WHAT IS EXPECTED: Give all the lines below again, exactly, with no pictures.
[START]
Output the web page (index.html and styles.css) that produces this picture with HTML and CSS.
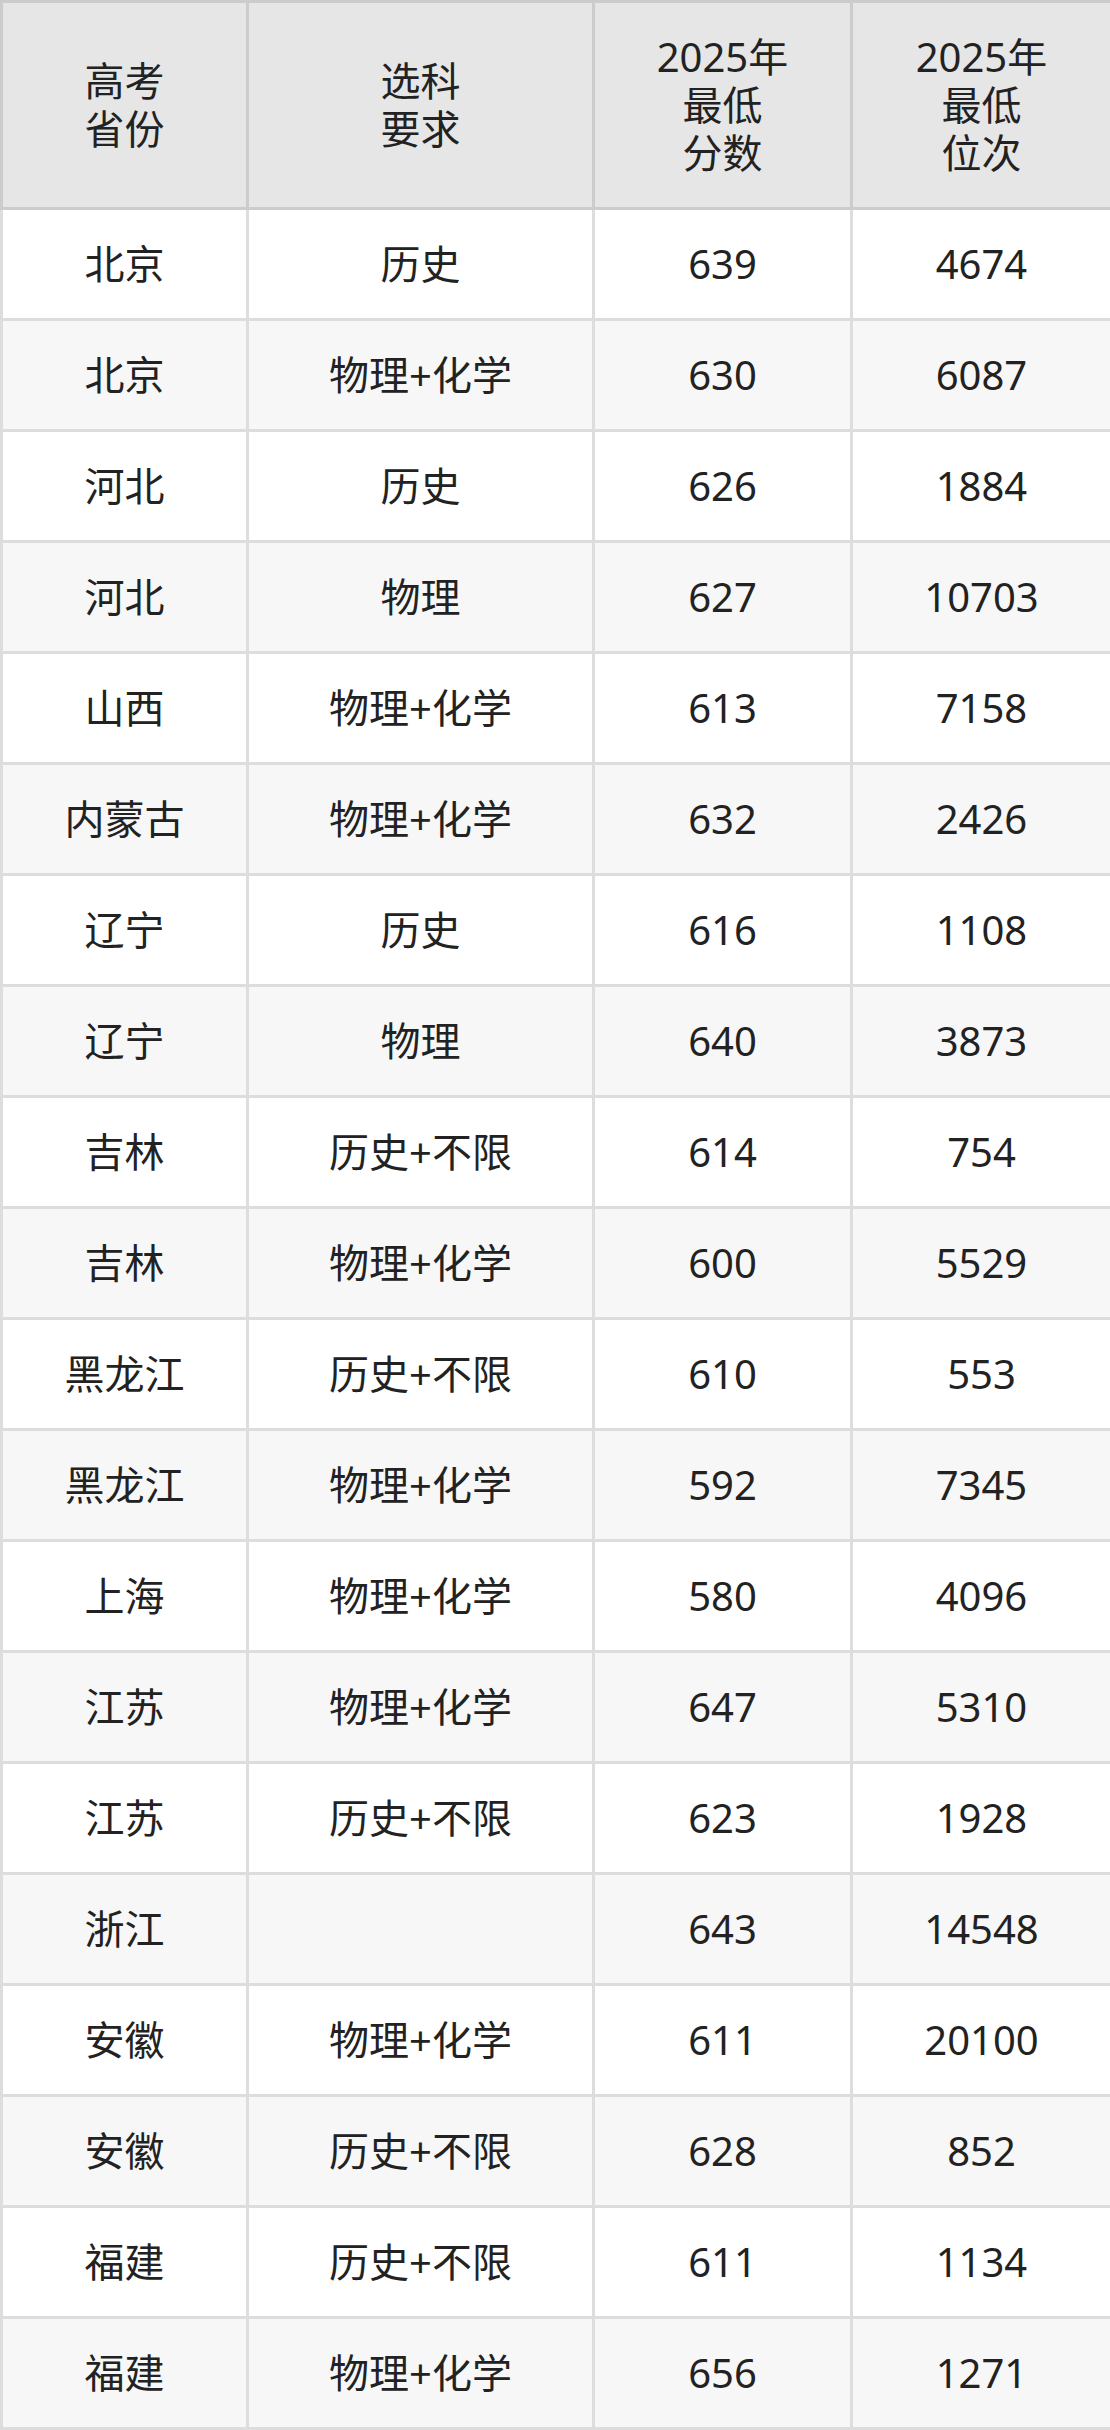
FILE: index.html
```html
<!DOCTYPE html>
<html lang="zh-CN">
<head>
<meta charset="utf-8">
<title>分数线</title>
<link rel="stylesheet" href="styles.css">
</head>
<body>
<table class="score-table">
<colgroup>
<col class="c1"><col class="c2"><col class="c3"><col class="c4">
</colgroup>
<thead>
<tr><th>高考<br>省份</th><th>选科<br>要求</th><th>2025年<br>最低<br>分数</th><th>2025年<br>最低<br>位次</th></tr>
</thead>
<tbody>
<tr><td>北京</td><td>历史</td><td>639</td><td>4674</td></tr>
<tr><td>北京</td><td>物理+化学</td><td>630</td><td>6087</td></tr>
<tr><td>河北</td><td>历史</td><td>626</td><td>1884</td></tr>
<tr><td>河北</td><td>物理</td><td>627</td><td>10703</td></tr>
<tr><td>山西</td><td>物理+化学</td><td>613</td><td>7158</td></tr>
<tr><td>内蒙古</td><td>物理+化学</td><td>632</td><td>2426</td></tr>
<tr><td>辽宁</td><td>历史</td><td>616</td><td>1108</td></tr>
<tr><td>辽宁</td><td>物理</td><td>640</td><td>3873</td></tr>
<tr><td>吉林</td><td>历史+不限</td><td>614</td><td>754</td></tr>
<tr><td>吉林</td><td>物理+化学</td><td>600</td><td>5529</td></tr>
<tr><td>黑龙江</td><td>历史+不限</td><td>610</td><td>553</td></tr>
<tr><td>黑龙江</td><td>物理+化学</td><td>592</td><td>7345</td></tr>
<tr><td>上海</td><td>物理+化学</td><td>580</td><td>4096</td></tr>
<tr><td>江苏</td><td>物理+化学</td><td>647</td><td>5310</td></tr>
<tr><td>江苏</td><td>历史+不限</td><td>623</td><td>1928</td></tr>
<tr><td>浙江</td><td></td><td>643</td><td>14548</td></tr>
<tr><td>安徽</td><td>物理+化学</td><td>611</td><td>20100</td></tr>
<tr><td>安徽</td><td>历史+不限</td><td>628</td><td>852</td></tr>
<tr><td>福建</td><td>历史+不限</td><td>611</td><td>1134</td></tr>
<tr><td>福建</td><td>物理+化学</td><td>656</td><td>1271</td></tr>
</tbody>
</table>
</body>
</html>
```

FILE: styles.css
```css
html, body {
  margin: 0;
  padding: 0;
  background: #ffffff;
}

.score-table {
  width: 1110px;
  table-layout: fixed;
  border-collapse: collapse;
  font-family: "Noto Sans", "Noto Sans CJK SC", sans-serif;
  font-size: 40px;
  line-height: 48px;
  color: #222222;
}

.c1 { width: 246px; }
.c2 { width: 346px; }
.c3 { width: 258px; }
.c4 { width: 260px; }

.score-table th,
.score-table td {
  text-align: center;
  vertical-align: middle;
  padding: 0;
  font-weight: normal;
}

.score-table th {
  background: #e6e6e6;
  border: 3px solid #cccccc;
}

.score-table thead tr {
  height: 207px;
}

.score-table td {
  border: 3px solid #dddddd;
}

.score-table tbody tr {
  height: 111px;
  background: #ffffff;
}

.score-table tbody tr:nth-child(even) {
  background: #f7f7f7;
}
```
[END]
FULL OUTPUT:
Output the web page (index.html and styles.css) that produces this picture with HTML and CSS.
FILE: index.html
```html
<!DOCTYPE html>
<html lang="zh-CN">
<head>
<meta charset="utf-8">
<title>分数线</title>
<link rel="stylesheet" href="styles.css">
</head>
<body>
<table class="score-table">
<colgroup>
<col class="c1"><col class="c2"><col class="c3"><col class="c4">
</colgroup>
<thead>
<tr><th>高考<br>省份</th><th>选科<br>要求</th><th>2025年<br>最低<br>分数</th><th>2025年<br>最低<br>位次</th></tr>
</thead>
<tbody>
<tr><td>北京</td><td>历史</td><td>639</td><td>4674</td></tr>
<tr><td>北京</td><td>物理+化学</td><td>630</td><td>6087</td></tr>
<tr><td>河北</td><td>历史</td><td>626</td><td>1884</td></tr>
<tr><td>河北</td><td>物理</td><td>627</td><td>10703</td></tr>
<tr><td>山西</td><td>物理+化学</td><td>613</td><td>7158</td></tr>
<tr><td>内蒙古</td><td>物理+化学</td><td>632</td><td>2426</td></tr>
<tr><td>辽宁</td><td>历史</td><td>616</td><td>1108</td></tr>
<tr><td>辽宁</td><td>物理</td><td>640</td><td>3873</td></tr>
<tr><td>吉林</td><td>历史+不限</td><td>614</td><td>754</td></tr>
<tr><td>吉林</td><td>物理+化学</td><td>600</td><td>5529</td></tr>
<tr><td>黑龙江</td><td>历史+不限</td><td>610</td><td>553</td></tr>
<tr><td>黑龙江</td><td>物理+化学</td><td>592</td><td>7345</td></tr>
<tr><td>上海</td><td>物理+化学</td><td>580</td><td>4096</td></tr>
<tr><td>江苏</td><td>物理+化学</td><td>647</td><td>5310</td></tr>
<tr><td>江苏</td><td>历史+不限</td><td>623</td><td>1928</td></tr>
<tr><td>浙江</td><td></td><td>643</td><td>14548</td></tr>
<tr><td>安徽</td><td>物理+化学</td><td>611</td><td>20100</td></tr>
<tr><td>安徽</td><td>历史+不限</td><td>628</td><td>852</td></tr>
<tr><td>福建</td><td>历史+不限</td><td>611</td><td>1134</td></tr>
<tr><td>福建</td><td>物理+化学</td><td>656</td><td>1271</td></tr>
</tbody>
</table>
</body>
</html>
```

FILE: styles.css
```css
html, body {
  margin: 0;
  padding: 0;
  background: #ffffff;
}

.score-table {
  width: 1110px;
  table-layout: fixed;
  border-collapse: collapse;
  font-family: "Noto Sans", "Noto Sans CJK SC", sans-serif;
  font-size: 40px;
  line-height: 48px;
  color: #222222;
}

.c1 { width: 246px; }
.c2 { width: 346px; }
.c3 { width: 258px; }
.c4 { width: 260px; }

.score-table th,
.score-table td {
  text-align: center;
  vertical-align: middle;
  padding: 0;
  font-weight: normal;
}

.score-table th {
  background: #e6e6e6;
  border: 3px solid #cccccc;
}

.score-table thead tr {
  height: 207px;
}

.score-table td {
  border: 3px solid #dddddd;
}

.score-table tbody tr {
  height: 111px;
  background: #ffffff;
}

.score-table tbody tr:nth-child(even) {
  background: #f7f7f7;
}
```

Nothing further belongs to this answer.